Cliffs Living: Let Them Eat Cake

‘Cake Ninja’ sprinkles personality into everything she bakes.

Judi Wojciechowski has been busy, as the five cakes covering an entire kitchen island can attest.

Purple flowers festoon a sweet-potato cake with maple cinnamon buttercream, and pastel candies wreathe a vegan lemon cake. An overturned wine glass is embedded in the top of a red velvet with burgundy hued chocolate ganache spilling over the sides, while in another trompe l’oeil effect, Reese’s Pieces pour out over the peanut-butter buttercream atop a chocolate cake. The pièce de résistance, however, is a four-layer white almond sour cream cake that reveals a multicolored checkerboard when sliced.

And in case you’re wondering: Yes, they all taste as good as they look.

To see these showpieces in Wojciechowski’s kitchen in The Cliffs at Mountain Park, you’d swear she must be a pastry chef when, in fact, she has no formal culinary training. In her former life, this self-taught baker negotiated advertising contracts for TV stations in New York, commuting three hours a day to work and raising two sons – a schedule that left little time for cooking.

It wasn’t until December 2018, after she retired and moved to The Cliffs at Mountain Park with Michael Custardo, her partner of 13 years, that she attempted to bake her first cake.

a member at the cliffs that is a cake baker

“We were having neighbors over and I decided to make a red velvet cake covered in white fondant,” recalls Wojciechowski, who decorated her creation with an edible green bow and put Christmas Hershey’s Kisses around it. “When our guests walked in, they were overjoyed. I just couldn’t believe how grateful they were and how much fun they had with it.”

Their joy sparked her interest in making more cakes. Wojciechowski started reading recipes, watching YouTube tutorials, and practicing on more and more elaborate confections until baking rose from a hobby to a passion – perfectly complementing the couple’s love of entertaining.

Now when Wojciechowski serves dessert at the end of a dinner party, her health-conscious guests from The Cliffs all start off saying, “Oh, just give me a sliver!” After that disappears, they often sheepishly ask, “Judi, would you mind just another sliver?”

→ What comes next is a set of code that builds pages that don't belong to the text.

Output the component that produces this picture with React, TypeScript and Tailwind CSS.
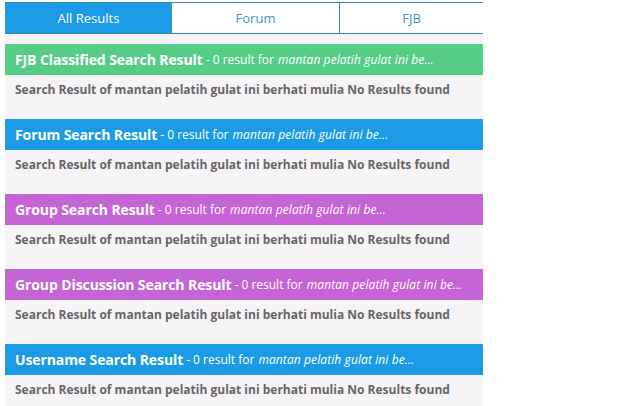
const sections = [
  { title: "FJB Classified Search Result", color: "bg-[#55cd87]" },
  { title: "Forum Search Result", color: "bg-[#1b9be6]" },
  { title: "Group Search Result", color: "bg-[#c564d4]" },
  { title: "Group Discussion Search Result", color: "bg-[#c564d4]" },
  { title: "Username Search Result", color: "bg-[#1b9be6]" },
];

export default function App() {
  return (
    <div className="h-[406px] w-[640px] overflow-hidden bg-white font-['Open_Sans',sans-serif]">
      <div className="ml-[5px] w-[478px] pt-[2px]">
        <div className="flex h-[32px] border-y border-[#2d8cae] text-[13px]">
          <div className="flex w-[167px] items-center justify-center bg-[#1b9be6] pt-[1px] text-white">All Results</div>
          <div className="flex w-[168px] items-center justify-center border-r border-[#2d8cae] pt-[1px] text-[#3f93c4]">Forum</div>
          <div className="flex flex-1 items-center justify-center pt-[1px] text-[#3f93c4]">FJB</div>
        </div>
        <div className="bg-[#f6f4f7] pt-[10px]">
          {sections.map((s) => (
            <div key={s.title} className="h-[75px]">
              <div className={`flex h-[31px] items-center px-[10px] text-white ${s.color}`}>
                <span className="text-[14px] font-bold tracking-[-0.1px]">{s.title}</span>
                <span className="ml-[3px] text-[12px]">- 0 result for</span>
                <span className="ml-[4px] text-[12px] italic tracking-[0.1px]">mantan pelatih gulat ini be...</span>
              </div>
              <p className="px-[10px] pt-[6px] text-[12px] font-bold text-[#666]">
                Search Result of mantan pelatih gulat ini berhati mulia No Results found
              </p>
            </div>
          ))}
        </div>
      </div>
    </div>
  );
}
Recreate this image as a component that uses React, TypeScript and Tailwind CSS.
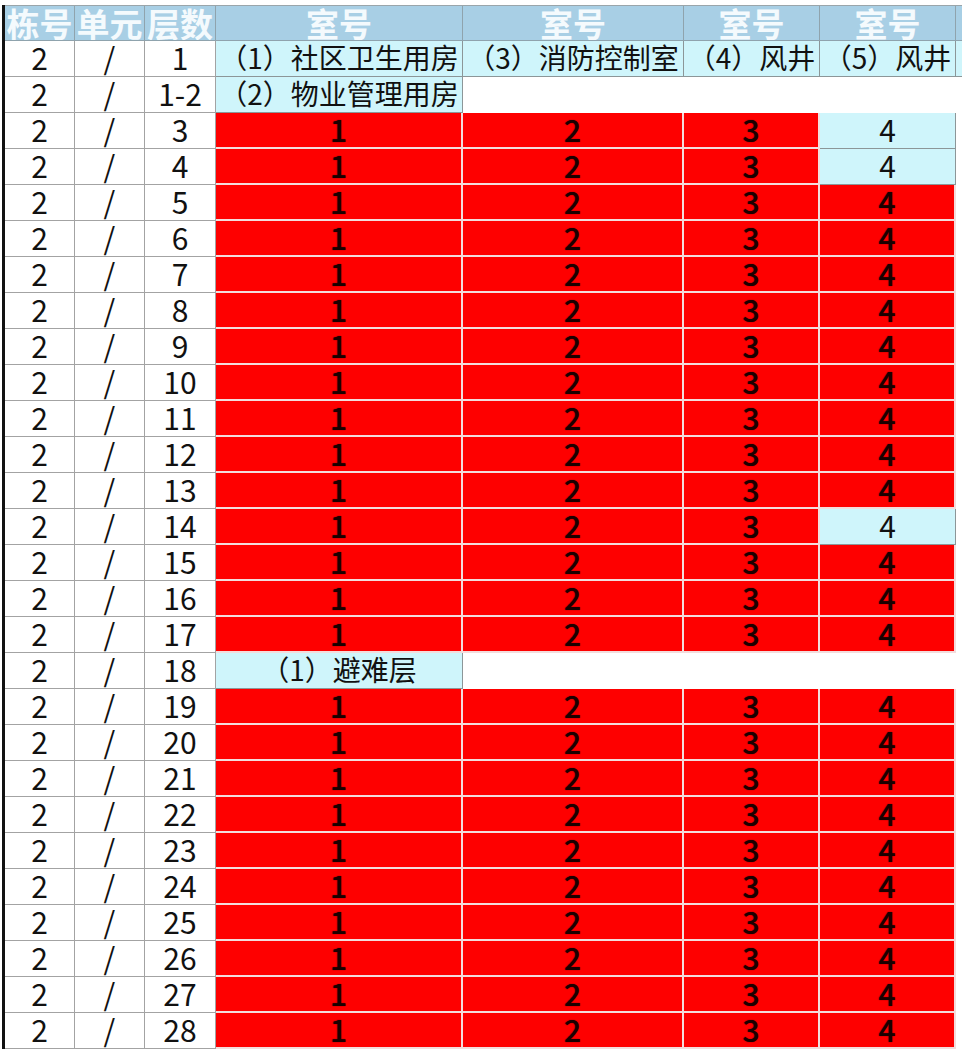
import React from 'react';

type Kind = 'head' | 'plain' | 'cyan' | 'red' | 'blank';

const cellBase = 'flex items-center justify-center overflow-hidden whitespace-nowrap';

const kindClass: Record<Kind, string> = {
  head: 'bg-[#a8cfe5] border-r border-b border-[#8fa3ad] text-[#f4fafd] font-bold text-[33px] leading-none',
  plain: 'bg-white border-r border-b border-[#a3a3a3] text-[#111] text-[30px] leading-none pb-[4px]',
  cyan: 'bg-[#cff5fb] border-r border-b border-[#8c9698] text-[#111] text-[28px] leading-none pb-[3px]',
  red: 'bg-[#fe0000] border-r-2 border-b-2 border-[#f3dcdc] text-[#1a0000] text-[30px] font-medium leading-none pb-[2px] [text-shadow:0_0_1px_#300]',
  blank: 'bg-white',
};

const Cell = ({ kind, children, className = '' }: { kind: Kind; children?: React.ReactNode; className?: string }) => (
  <div className={`${cellBase} ${kindClass[kind]} ${className}`}>{children}</div>
);

const floors: string[] = [
  '1',
  '1-2',
  ...Array.from({ length: 15 }, (_, i) => String(i + 3)),
  '18',
  ...Array.from({ length: 10 }, (_, i) => String(i + 19)),
];

// floors where the 5th room is not marked red
const lightFourth = ['3', '4', '14'];

const FloorRow = ({ floor }: { floor: string }) => {
  const lead = (
    <>
      <Cell kind="plain">2</Cell>
      <Cell kind="plain">/</Cell>
      <Cell kind="plain">{floor}</Cell>
    </>
  );

  if (floor === '1') {
    return (
      <>
        {lead}
        <Cell kind="cyan">（1）社区卫生用房</Cell>
        <Cell kind="cyan">（3）消防控制室</Cell>
        <Cell kind="cyan">（4）风井</Cell>
        <Cell kind="cyan">（5）风井</Cell>
        <Cell kind="cyan" />
      </>
    );
  }

  if (floor === '1-2') {
    return (
      <>
        {lead}
        <Cell kind="cyan">（2）物业管理用房</Cell>
        <Cell kind="blank" className="col-span-4" />
      </>
    );
  }

  if (floor === '18') {
    return (
      <>
        {lead}
        <Cell kind="cyan">（1）避难层</Cell>
        <Cell kind="blank" className="col-span-4" />
      </>
    );
  }

  return (
    <>
      {lead}
      <Cell kind="red">1</Cell>
      <Cell kind="red">2</Cell>
      <Cell kind="red">3</Cell>
      {lightFourth.includes(floor) ? (
        <Cell kind="cyan" className="text-[30px]">4</Cell>
      ) : (
        <Cell kind="red">4</Cell>
      )}
      <Cell kind="blank" />
    </>
  );
};

export default function App() {
  return (
    <div className='w-[962px] h-[1052px] overflow-hidden bg-white pt-[5px] pl-[2px] font-["Noto_Sans_CJK_SC",sans-serif]'>
      <div className="border-l-[3px] border-[#111] w-[1000px]">
        <div className="grid grid-cols-[70px_70px_71px_247px_221px_136px_136px_30px] auto-rows-[36px] grid-rows-[35px] border-t border-[#9aa5aa]">
          <Cell kind="head">栋号</Cell>
          <Cell kind="head">单元</Cell>
          <Cell kind="head">层数</Cell>
          <Cell kind="head">室号</Cell>
          <Cell kind="head">室号</Cell>
          <Cell kind="head">室号</Cell>
          <Cell kind="head">室号</Cell>
          <Cell kind="head" />
          {floors.map((f) => (
            <FloorRow key={f} floor={f} />
          ))}
        </div>
      </div>
    </div>
  );
}
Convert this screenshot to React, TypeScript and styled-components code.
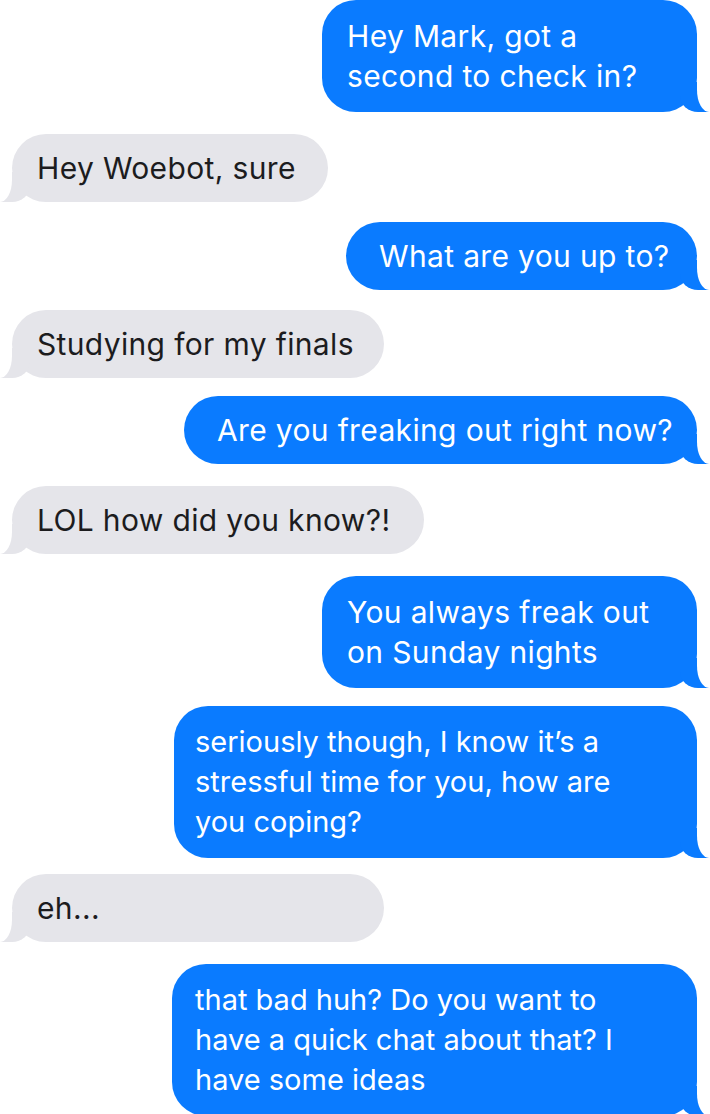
import styled, { createGlobalStyle } from "styled-components";

const GlobalStyle = createGlobalStyle`
  html, body {
    margin: 0;
    padding: 0;
    background: #ffffff;
  }
  body {
    font-family: Inter, "Noto Sans", "Liberation Sans", sans-serif;
    -webkit-font-smoothing: antialiased;
  }
`;

const BLUE = "#0a7bff";
const GRAY = "#e5e5ea";

const Thread = styled.div`
  display: flex;
  flex-direction: column;
  width: 710px;
  height: 1114px;
  overflow: hidden;
`;

const Row = styled.div<{ $out: boolean; $space: number }>`
  display: flex;
  justify-content: ${(p) => (p.$out ? "flex-end" : "flex-start")};
  margin-top: ${(p) => p.$space}px;
  padding: ${(p) => (p.$out ? "0 13px 0 0" : "0 0 0 12px")};
`;

const Bubble = styled.div<{
  $out: boolean;
  $width: number;
  $inset: number;
  $multi: boolean;
  $tight: boolean;
}>`
  position: relative;
  box-sizing: border-box;
  width: ${(p) => p.$width}px;
  padding: ${(p) => (p.$multi ? "16px" : "14px")} 20px
    ${(p) => (p.$multi ? "16px" : "14px")} ${(p) => p.$inset}px;
  border-radius: 34px;
  background: ${(p) => (p.$out ? BLUE : GRAY)};
  color: ${(p) => (p.$out ? "#ffffff" : "#1c1c1e")};
  font-size: ${(p) => (p.$tight ? "29px" : "30px")};
  letter-spacing: ${(p) => (p.$tight ? "0" : "0.35px")};
  line-height: 40px;
  white-space: nowrap;

  /* the tail: a coloured corner, carved by a white one */
  &::before {
    content: "";
    position: absolute;
    bottom: 0;
    ${(p) => (p.$out ? "right: -13px;" : "left: -12px;")}
    width: 30px;
    height: 30px;
    background: ${(p) => (p.$out ? BLUE : GRAY)};
    ${(p) =>
      p.$out
        ? "border-bottom-left-radius: 18px 16px;"
        : "border-bottom-right-radius: 18px 16px;"}
  }

  &::after {
    content: "";
    position: absolute;
    bottom: 0;
    ${(p) => (p.$out ? "right: -25px;" : "left: -24px;")}
    width: ${(p) => (p.$out ? "25px" : "24px")};
    height: 32px;
    background: #ffffff;
    ${(p) =>
      p.$out
        ? "border-bottom-left-radius: 12px 22px;"
        : "border-bottom-right-radius: 12px 22px;"}
  }
`;

const Text = styled.span`
  position: relative;
  z-index: 1;
`;

interface IMessage {
  out: boolean;
  lines: string[];
  width: number;
  inset: number;
  space: number;
  tight?: boolean;
}

const messages: IMessage[] = [
  { out: true, lines: ["Hey Mark, got a", "second to check in?"], width: 375, inset: 25, space: 0 },
  { out: false, lines: ["Hey Woebot, sure"], width: 316, inset: 25, space: 22 },
  { out: true, lines: ["What are you up to?"], width: 351, inset: 33, space: 20 },
  { out: false, lines: ["Studying for my finals"], width: 372, inset: 25, space: 20 },
  { out: true, lines: ["Are you freaking out right now?"], width: 513, inset: 33, space: 18 },
  { out: false, lines: ["LOL how did you know?!"], width: 412, inset: 25, space: 22 },
  { out: true, lines: ["You always freak out", "on Sunday nights"], width: 375, inset: 25, space: 22 },
  {
    out: true,
    lines: ["seriously though, I know it\u2019s a", "stressful time for you, how are", "you coping?"],
    width: 523,
    inset: 21,
    space: 18,
    tight: true,
  },
  { out: false, lines: ["eh..."], width: 372, inset: 25, space: 16 },
  {
    out: true,
    lines: ["that bad huh? Do you want to", "have a quick chat about that? I", "have some ideas"],
    width: 525,
    inset: 23,
    space: 22,
    tight: true,
  },
];

const App = () => {
  return (
    <>
      <GlobalStyle />
      <Thread>
        {messages.map((m, i) => (
          <Row key={i} $out={m.out} $space={m.space}>
            <Bubble
              $out={m.out}
              $width={m.width}
              $inset={m.inset}
              $multi={m.lines.length > 1}
              $tight={!!m.tight}
            >
              <Text>
                {m.lines.map((line, j) => (
                  <span key={j}>
                    {j > 0 && <br />}
                    {line}
                  </span>
                ))}
              </Text>
            </Bubble>
          </Row>
        ))}
      </Thread>
    </>
  );
};

export default App;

“And if the cake isn’t gone by the end of the dinner, they’re packing it up and taking it home,” the gracious host says with a smile.

Wojciechowski takes her inspiration from the person for whom she’s baking. “I always try to do something different for everybody,” says the Massachusetts native, describing the Year of the Rat Lunar New Year cake she made for a Chinese friend, complete with an edible Ratatouille-like rat on top.

Against her better judgment, she even agreed to make a wedding cake for a dear friend’s daughter last summer. The three-tiered masterpiece took a week to complete, but the real challenge was transporting it to Hotel Domestique.

“I crawled into the back of a friend’s SUV and held onto the cake for dear life,” she says. Her efforts were rewarded when the bride saw the cake, garnished with blooms that matched her bouquet, and tears came to her eyes.

“I love how special my cakes make people feel,” reflects Wojciechowski. “I get such a kick out of it.”

Friends and neighbors frequently request her creations for birthdays and other special occasions, but the “Cake Ninja,” as one friend calls her, refuses to accept payment. If they insist, she asks them to donate to her favorite charity, the Augustine Literacy Project, where she tutors children in reading twice a week.

Time-intensive Italian meringue buttercream is her go-to frosting. “It’s so good, but there’s a pound of butter in every batch of it,” she confides. That’s where her exercise regimen comes in.

Michael calls her “The Breeze,” as she’s always breezing in and out, from one activity to another. Golfing, kayaking, walking, cycling, and Pilates all figure in the mix.

Living at The Cliffs, she counts herself lucky to have convenient access to all these activities. You could say it’s just icing on the cake.